The previously mentioned indistinct genre classification of Poe’s short story not only

accommodates the protective and expository functions of the crowd, but also emphasizes the indistinctiveness of the role of the flâneur figure. The narrator of Poe’s story, for example, could be considered a flâneur as he has the time and space to wander, but at the same time takes on the role of a detective, initiating the pursuit of the stranger when the undefined object in the stranger’s roquelaire “heightened [his] curiosity” (Poe 184) – it is in this moment that the narrator’s account of his observations turns into what could be the exciting and possibly dangerous start of a detective story. At this point, it becomes evident that the environment of the street has become part of the mental space of the characters. When, for example, the streets empty out, the stranger becomes more and more anxious as the environment around him changes, as if the city is his mind.
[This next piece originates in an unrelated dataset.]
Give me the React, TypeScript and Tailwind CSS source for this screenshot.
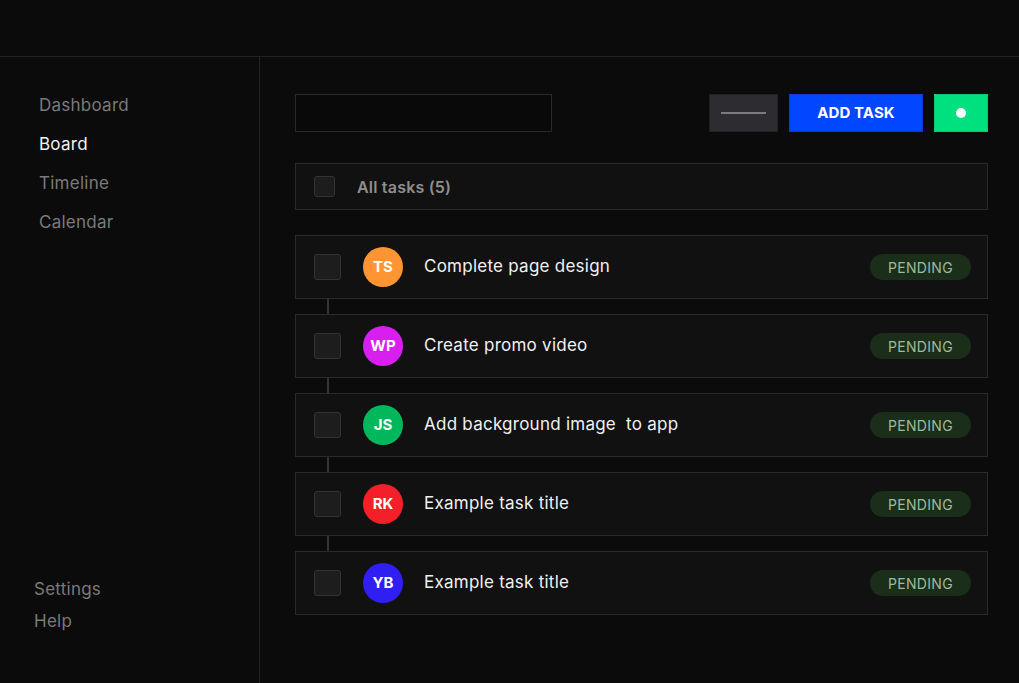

In the second half of the twentieth century, Guy Debord gave theoretical formulation

to this interaction of the mind and external space through the term“psychogeography.” He

describes psychogeography as “the study of the precise laws and specific effects of the geographical environment, whether consciously organized or not, on the emotions and behavior of individuals” (8). Psychogeography is thus a direct consequence of the effect that space and environment have on the individual’s mind, behavior and emotional state of being.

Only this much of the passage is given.